In his appeal, Hunting described the perceived effect of those trucks on Orono.

“The loaded trash trucks headed north to JRL, and the ‘wheels up’ trash trucks … create noise, fumes, stench, and vibration, all of which impact my quality of life, ability to attract tenants, and property values,” Hunting wrote.

“I am also an Orono taxpayer, and some portion of my taxes goes to the periodic street repairs required by the constant traffic of these heavy trucks,” he wrote. “I cross and re-cross Route 2 several times a week, risking injury (or worse) if the brakes on a trash truck fail, or a driver is inattentive.”

In addressing Hunting’s appeal, Doyle wrote that since the weight limit on Interstate 95 increased from 80,000 to 100,000 pounds in 2011, fewer trucks travel on Route 2.

“Furthermore, given his home’s distance from the landfill, any impact he might experience from this traffic is no different [from] the impact experienced by the general public,” Doyle wrote.

In Hunting’s response, he wrote that “mere proximity does not necessarily determine environmental impact,” saying trucks don’t always stay on the interstate. If they don’t, Route 2 is a logical route for trucks headed to or coming from Juniper Ridge.

“Mr. Doyle’s statement is again false in fact: Main Street in Orono is Maine State Route 2 and a major artery,” Hunting wrote.

An appeal for legislation

Spencer appealed the decision as a whole, urging the BEP to examine the MDEP’s reasoning in light of pending legislation, among other arguments.

He cites LD 879, a bill at the time of his letter that has since become law, which allows landfills licensed after Sept. 30, 1989, to expand, including Crossroads.

He also cites LD 1683, which is still pending but would partially fund the operation of Dolby Landfill in East Millinocket.

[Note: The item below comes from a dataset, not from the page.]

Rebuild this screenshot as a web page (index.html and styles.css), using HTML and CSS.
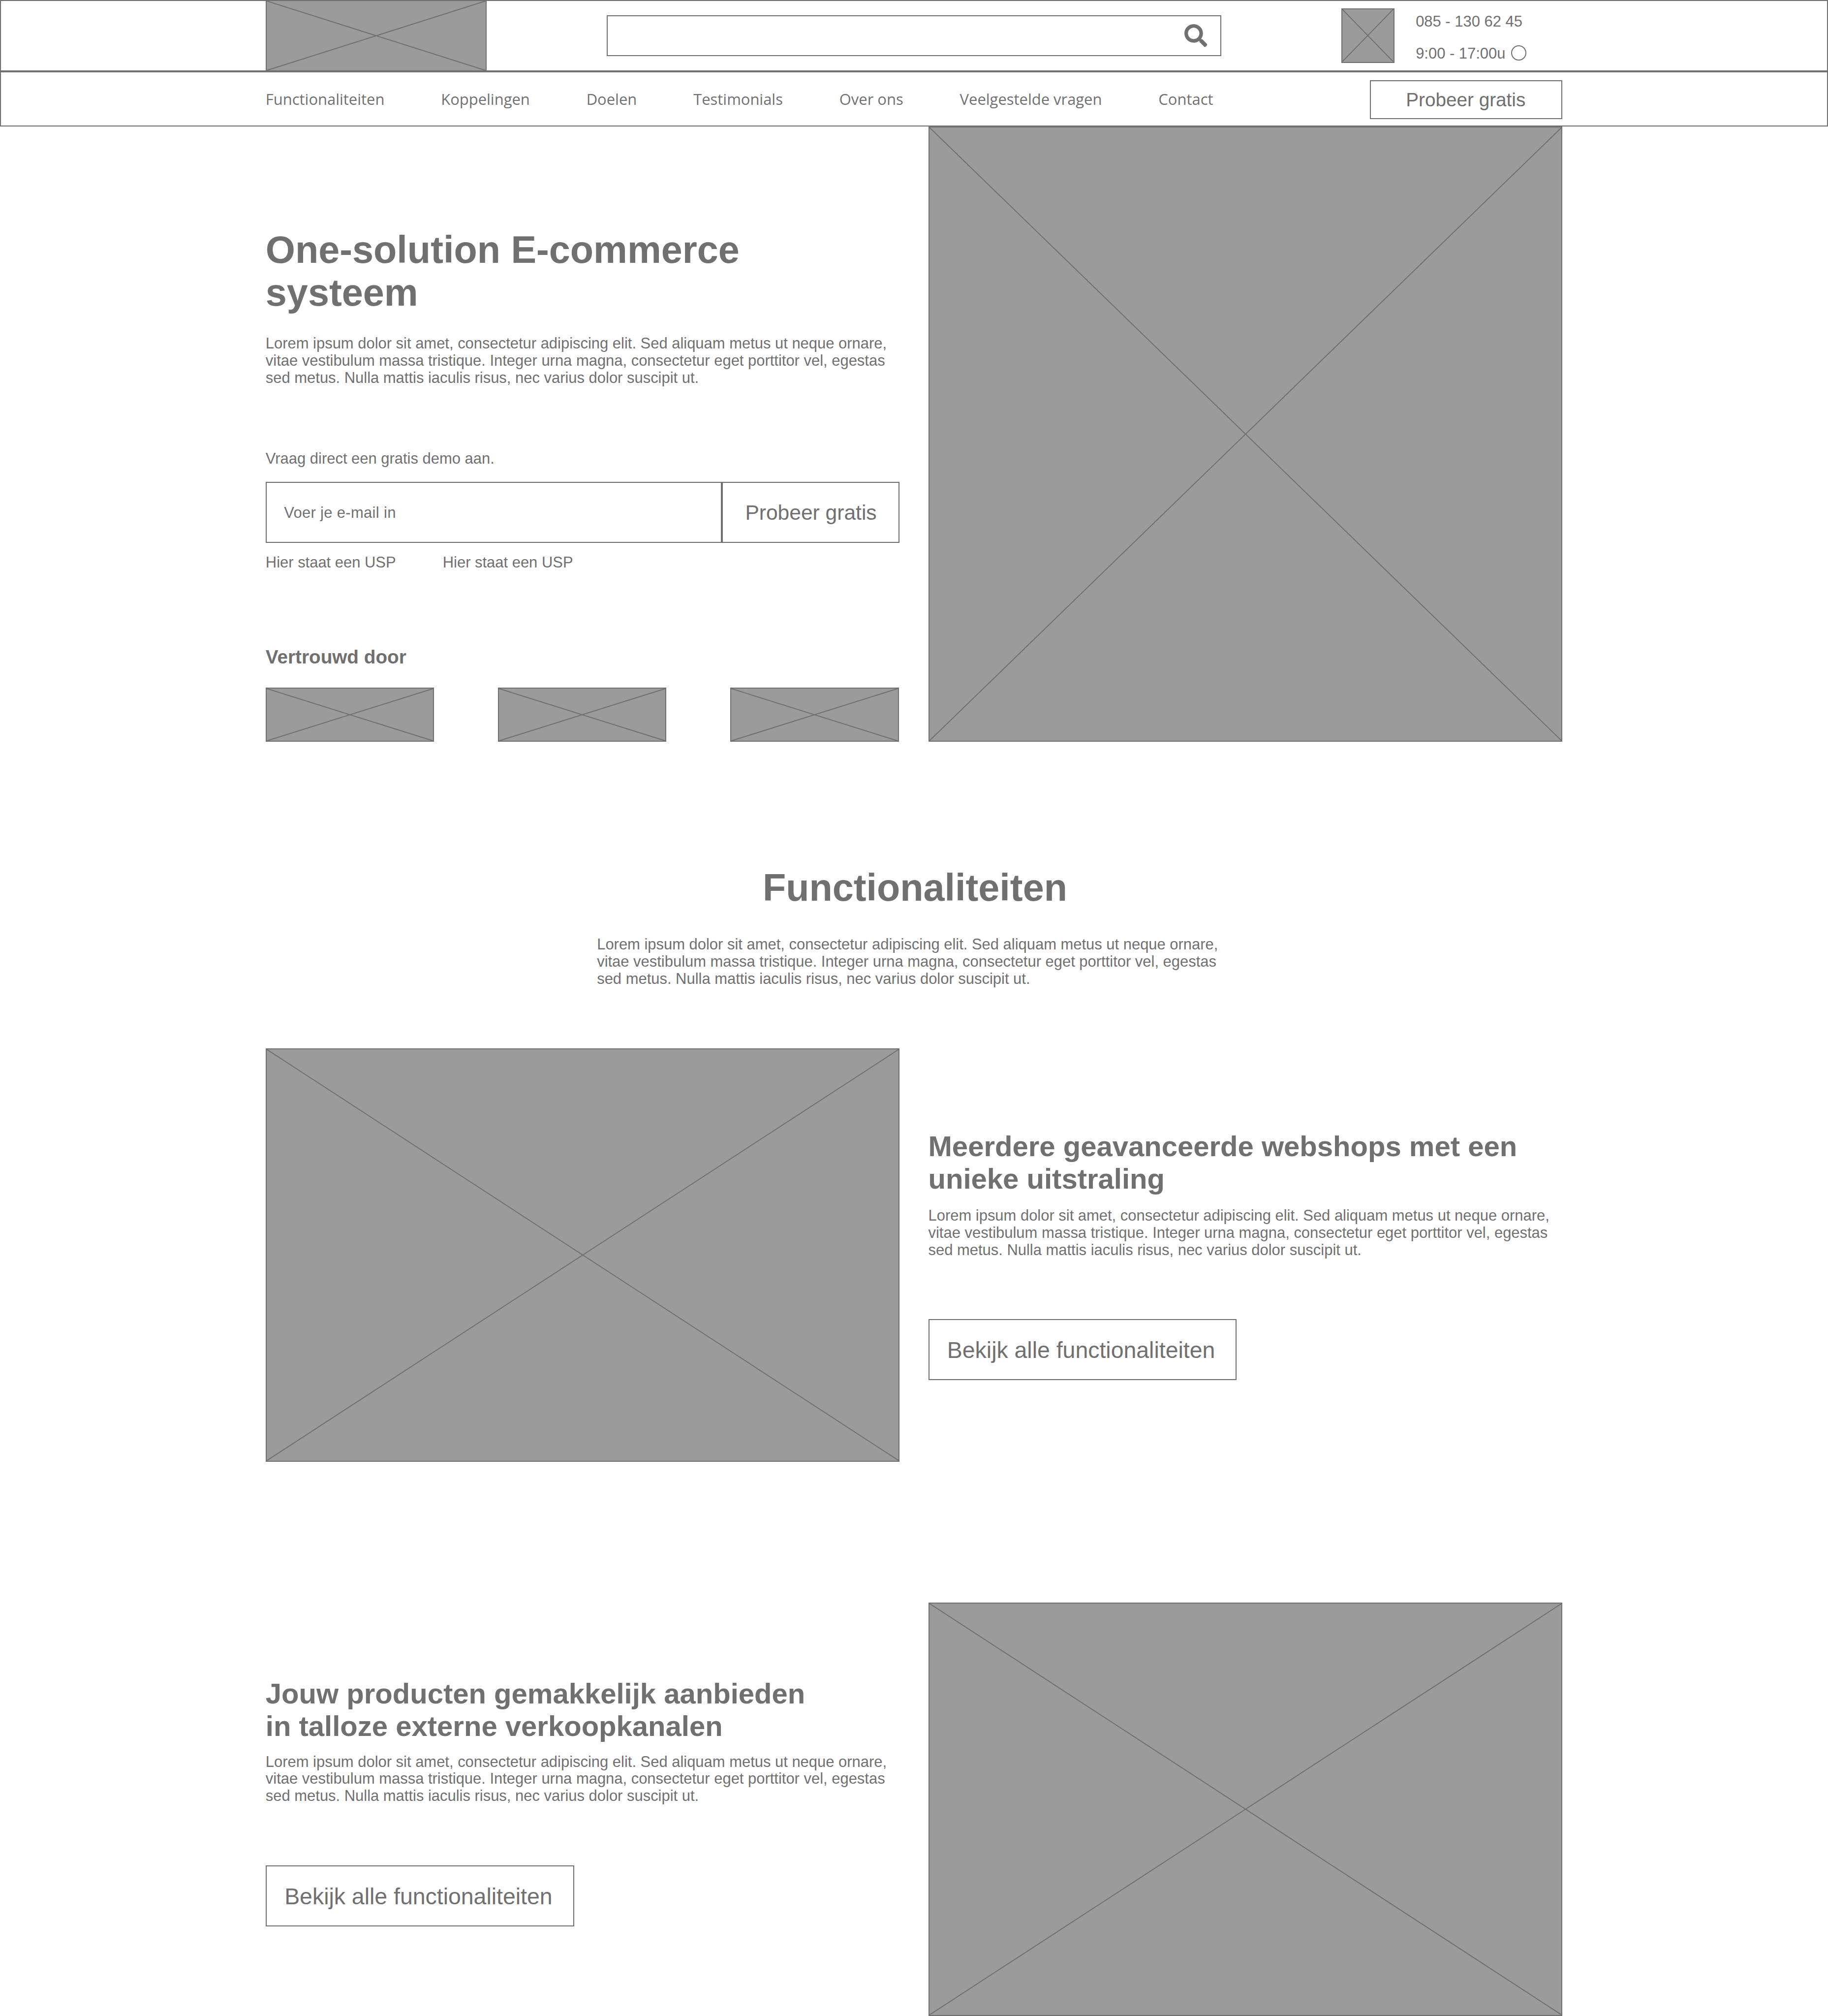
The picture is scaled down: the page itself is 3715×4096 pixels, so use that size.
FILE: index.html
```html
<!DOCTYPE html>
<html lang="nl">
<head>
<meta charset="utf-8">
<title>One-solution E-commerce systeem</title>
<link rel="stylesheet" href="styles.css">
</head>
<body>
<svg class="defs" width="0" height="0">
  <symbol id="cross" viewBox="0 0 100 100" preserveAspectRatio="none">
    <path d="M0 0L100 100M100 0L0 100" fill="none" stroke="#707070" stroke-width="2" vector-effect="non-scaling-stroke"/>
  </symbol>
</svg>
<header>
  <div class="topbar">
    <div class="image logo"><svg><use href="#cross"/></svg></div>
    <div class="search">
      <svg class="search-icon" viewBox="0 0 512 512"><path fill="#707070" d="M505 442.7L405.3 343c-4.5-4.5-10.6-7-17-7H372c27.6-35.3 44-79.7 44-128C416 93.1 322.9 0 208 0S0 93.1 0 208s93.1 208 208 208c48.3 0 92.7-16.4 128-44v16.3c0 6.4 2.5 12.5 7 17l99.7 99.7c9.4 9.4 24.6 9.4 33.9 0l28.3-28.3c9.4-9.4 9.4-24.6.1-34zM208 336c-70.7 0-128-57.2-128-128 0-70.7 57.2-128 128-128 70.7 0 128 57.2 128 128 0 70.7-57.2 128-128 128z"/></svg>
    </div>
    <div class="image avatar"><svg><use href="#cross"/></svg></div>
    <div class="contact">
      <div>085 - 130 62 45</div>
      <div class="hours">9:00 - 17:00u <span class="status"></span></div>
    </div>
  </div>
  <nav class="navbar">
    <ul class="menu">
      <li>Functionaliteiten</li>
      <li>Koppelingen</li>
      <li>Doelen</li>
      <li>Testimonials</li>
      <li>Over ons</li>
      <li>Veelgestelde vragen</li>
      <li>Contact</li>
    </ul>
    <a class="button button-nav">Probeer gratis</a>
  </nav>
</header>
<main>
  <section class="row hero">
    <div class="column hero-copy">
      <h1>One-solution E-commerce<br>systeem</h1>
      <p class="hero-text">Lorem ipsum dolor sit amet, consectetur adipiscing elit. Sed aliquam metus ut neque ornare,<br>vitae vestibulum massa tristique. Integer urna magna, consectetur eget porttitor vel, egestas<br>sed metus. Nulla mattis iaculis risus, nec varius dolor suscipit ut.</p>
      <p class="demo-label">Vraag direct een gratis demo aan.</p>
      <div class="demo-form">
        <div class="email">Voer je e-mail in</div>
        <a class="button button-demo">Probeer gratis</a>
      </div>
      <div class="usps"><span>Hier staat een USP</span><span>Hier staat een USP</span></div>
      <h3>Vertrouwd door</h3>
      <div class="brands">
        <div class="image brand"><svg><use href="#cross"/></svg></div>
        <div class="image brand"><svg><use href="#cross"/></svg></div>
        <div class="image brand"><svg><use href="#cross"/></svg></div>
      </div>
    </div>
    <div class="image column hero-image"><svg><use href="#cross"/></svg></div>
  </section>
  <section class="intro">
    <h1>Functionaliteiten</h1>
    <p>Lorem ipsum dolor sit amet, consectetur adipiscing elit. Sed aliquam metus ut neque ornare,<br>vitae vestibulum massa tristique. Integer urna magna, consectetur eget porttitor vel, egestas<br>sed metus. Nulla mattis iaculis risus, nec varius dolor suscipit ut.</p>
  </section>
  <section class="row feature">
    <div class="image column"><svg><use href="#cross"/></svg></div>
    <div class="column copy-first">
      <h2>Meerdere geavanceerde webshops met een<br>unieke uitstraling</h2>
      <p>Lorem ipsum dolor sit amet, consectetur adipiscing elit. Sed aliquam metus ut neque ornare,<br>vitae vestibulum massa tristique. Integer urna magna, consectetur eget porttitor vel, egestas<br>sed metus. Nulla mattis iaculis risus, nec varius dolor suscipit ut.</p>
      <a class="button button-more">Bekijk alle functionaliteiten</a>
    </div>
  </section>
  <section class="row feature feature-last">
    <div class="column copy-second">
      <h2>Jouw producten gemakkelijk aanbieden<br>in talloze externe verkoopkanalen</h2>
      <p>Lorem ipsum dolor sit amet, consectetur adipiscing elit. Sed aliquam metus ut neque ornare,<br>vitae vestibulum massa tristique. Integer urna magna, consectetur eget porttitor vel, egestas<br>sed metus. Nulla mattis iaculis risus, nec varius dolor suscipit ut.</p>
      <a class="button button-more">Bekijk alle functionaliteiten</a>
    </div>
    <div class="image column"><svg><use href="#cross"/></svg></div>
  </section>
</main>
</body>
</html>
```
FILE: styles.css
```css
html {
  font-size: 96.745px;
}

*, *::before, *::after {
  box-sizing: border-box;
}

body {
  margin: 0;
  width: 38.4rem;
  height: 42.34rem;
  overflow: hidden;
  background: #fff;
  color: #707070;
  font-family: "Liberation Sans", Arial, sans-serif;
  font-size: .32rem;
  line-height: .36rem;
  white-space: nowrap;
}

h1, h2, h3, p, ul {
  margin: 0;
  padding: 0;
}

h1 {
  font-size: .8rem;
  line-height: .9rem;
}

h2 {
  font-size: .6rem;
  line-height: .68rem;
}

h3 {
  font-size: .4rem;
  line-height: .46rem;
}

.defs {
  position: absolute;
}

/* Image placeholders: grey box with a diagonal cross */
.image {
  flex: none;
  background: #9b9b9b;
  border: 2px solid #707070;
}

.image svg {
  display: block;
  width: 100%;
  height: 100%;
}

.button {
  display: flex;
  align-items: center;
  justify-content: center;
  border: 2px solid #707070;
}

/* Header */
.topbar {
  display: flex;
  align-items: center;
  height: 1.5rem;
  padding-left: calc(5.58rem - 2px);
  border: 2px solid #707070;
}

.logo {
  width: 4.64rem;
  height: 1.5rem;
}

.search {
  display: flex;
  align-items: center;
  justify-content: flex-end;
  width: 12.92rem;
  height: .86rem;
  margin-left: 2.52rem;
  padding-right: calc(.3rem - 2px);
  border: 2px solid #707070;
}

.search-icon {
  width: .48rem;
  height: .48rem;
}

.avatar {
  width: 1.11rem;
  height: 1.14rem;
  margin-left: 2.52rem;
}

.contact {
  display: flex;
  flex-direction: column;
  gap: .32rem;
  margin-left: .45rem;
  padding-top: .09rem;
}

.hours {
  display: flex;
  align-items: center;
}

.status {
  width: .32rem;
  height: .32rem;
  margin: -.04rem 0 0 .12rem;
  border: 2px solid #707070;
  border-radius: 50%;
}

.navbar {
  display: flex;
  align-items: center;
  justify-content: space-between;
  height: 1.16rem;
  padding: 0 calc(5.58rem - 2px);
  border: 2px solid #707070;
}

.menu {
  display: flex;
  gap: 1.1875rem;
  list-style: none;
  font-family: "Open Sans", sans-serif;
}

.button-nav {
  width: 4.04rem;
  height: .82rem;
  padding: .02rem .02rem 0 0;
  margin-top: .02rem;
  font-size: .4rem;
}

/* Content rows */
.row {
  display: flex;
  gap: .6rem;
  margin: 0 5.58rem;
}

.column {
  width: 13.32rem;
}

.hero {
  height: 12.92rem;
}

.hero-copy {
  padding-top: 2.14rem;
}

.hero-text {
  margin-top: .44rem;
}

.demo-label {
  margin-top: 1.34rem;
}

.demo-form {
  display: flex;
  height: 1.28rem;
  margin-top: .3rem;
}

.email {
  display: flex;
  align-items: center;
  width: 9.58rem;
  padding: .04rem 0 0 .365rem;
  border: 2px solid #707070;
  letter-spacing: .0035rem;
}

.button-demo {
  width: 3.74rem;
  padding: .01rem 0 0 .01rem;
  font-size: .44rem;
}

.usps {
  display: grid;
  grid-template-columns: 3.72rem 3.72rem;
  margin-top: .235rem;
}

.hero-copy h3 {
  margin-top: 1.58rem;
}

.brands {
  display: flex;
  justify-content: space-between;
  width: 13.3rem;
  margin-top: .405rem;
}

.brand {
  width: 3.54rem;
  height: 1.14rem;
}

.intro {
  height: 6.44rem;
  padding-top: 2.613rem;
}

.intro h1 {
  padding-left: .04rem;
  text-align: center;
}

.intro p {
  width: 13.32rem;
  margin: .567rem auto 0;
}

.feature {
  height: 8.68rem;
}

.feature-last {
  margin-top: 2.96rem;
}

.copy-first {
  padding-top: 1.715rem;
}

.copy-first p {
  margin-top: .265rem;
}

.copy-first .button-more {
  margin-top: 1.26rem;
}

.copy-second {
  padding-top: 1.57rem;
}

.copy-second p {
  margin-top: .235rem;
}

.copy-second .button-more {
  margin-top: 1.275rem;
}

.button-more {
  width: 6.48rem;
  height: 1.28rem;
  padding: .03rem .06rem 0 0;
  font-size: .48rem;
}
```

“The Governor’s office is justifiably concerned that without expansion at other landfills, Casella would have a near monopoly on waste disposal in Maine,” Spencer wrote.

Dolby is attached to the Millinocket and East Millinocket paper mills, much like Juniper Ridge is attached to the Old Town paper mill. Casella’s contract to operate Juniper Ridge was brokered after the state accepted responsibility for the landfill in an unsuccessful effort to keep Georgia Pacific, the former operator of the Old Town mill, in the state.

According to the Bangor Daily News, the Millinocket and East Millinocket mills were purchased by Cate Street Capital last fall, but the State Planning Office has yet to find a company to either purchase or operate the landfill after accepting responsibility for it last year in its effort to reopen the shuttered mills.

LD 1278 “would impose new fees on [construction and demolition debris] and CDD fuel residues,” Spencer wrote. “At present there is no fee on CDD, but passage of this bill will change that and may lead to a decrease in materials going to JRL.”

CDD accounts for a major portion of Juniper Ridge’s waste stream.

The governor also signed this bill into law after Spencer submitted his letter. It levies a fee of $1 per ton of CDD landfilled in 2013 and raises that fee to $2 per ton on Jan. 1, 2014.

“I am asking that the Board reject the Commissioner’s Partial Approval of the PBD at this time,” Spencer wrote. “When we look to the many possibilities for reducing need for Waste Space it is obviously premature to say that there is currently a need for Expansion at Juniper Ridge.”

City government unable to help?

In response to Spencer’s appeal, Doyle cites the Host Community Agreement that Spencer says bars Old Town from objecting to any perceived malfeasance occurring at Juniper Ridge.

The stipulation in the agreement, signed Dec. 8, 2005, says “the obligation of Casella to make the payments or provide the benefits … shall be suspended in the event that, and for so long as, the City … appeals or funds a third party to appeal … any federal, state or local permit, license, approval or determination including, but not limited to, any of the foregoing issued by DEP to the State and/or Casella relating to the Landfill or any expansion thereof.”

Doyle contests Spencer’s allegation that he is denied assistance from his local government in contesting activities at the landfill and writes that, “in addition to being outside the record and irrelevant to the issue of standing, any provisions of the Host Community Agreement that might attach financial considerations to certain actions do not prohibit the City’s legal right to challenge the Determination if the City’s leaders wish to do so.”

Old Town City Manager William Mayo said he shares Spencer’s interpretation of the agreement.

Mayo said Friday that Spencer was correct in saying the section of the Host Community Agreement detailing suspension of benefits, which Casella pays to the city to offset any negative effect of it being within the city, does keep city leaders from objecting to Casella’s actions. Leithiser also brought up the clause in his appeal.

“I would tend to agree with the residents. The city, if we contest anything … that obstructs the landfill from expanding or anything like that, they can suspend the payments,” Mayo said. “We’re pretty cautious about taking a stance against what they’re doing.”

In 2010, Old Town’s former city manager said Casella pays the city approximately $1 million each year in host benefits.

Lessard has been the town manager of Hampden since 2000, which is home to the now-closed Pine Tree Landfill — another Casella holding. She told The Maine Campus in 2010 that Hampden received an approximate total of $8.3 million in host benefits dating back to 2002.

After the landfill was closed and covered in 2010, Lessard told the Bangor Daily News she was relieved it would cease being a hot-button issue in town.

“It has been a source of community angst for years, so in that sense, I’m happy to see it closed,” she told the newspaper in April 2010. “But the story is far from over.”

As chair, Lessard will act alone to decide the question of standing. If she denies it to any of the three, he can appeal her decision to the entire board, and if she grants standing to any of the three, his original appeal will be heard by the entire board. Regardless of the decision, the residents do not expect the process to end with Lessard.

With three appeals out, Leithiser, Hunting and Spencer were all hopeful their appeals would be considered. Spencer was especially optimistic.

“This whole process has injured us, and it just demonstrates that any expansion in the future will,” he said.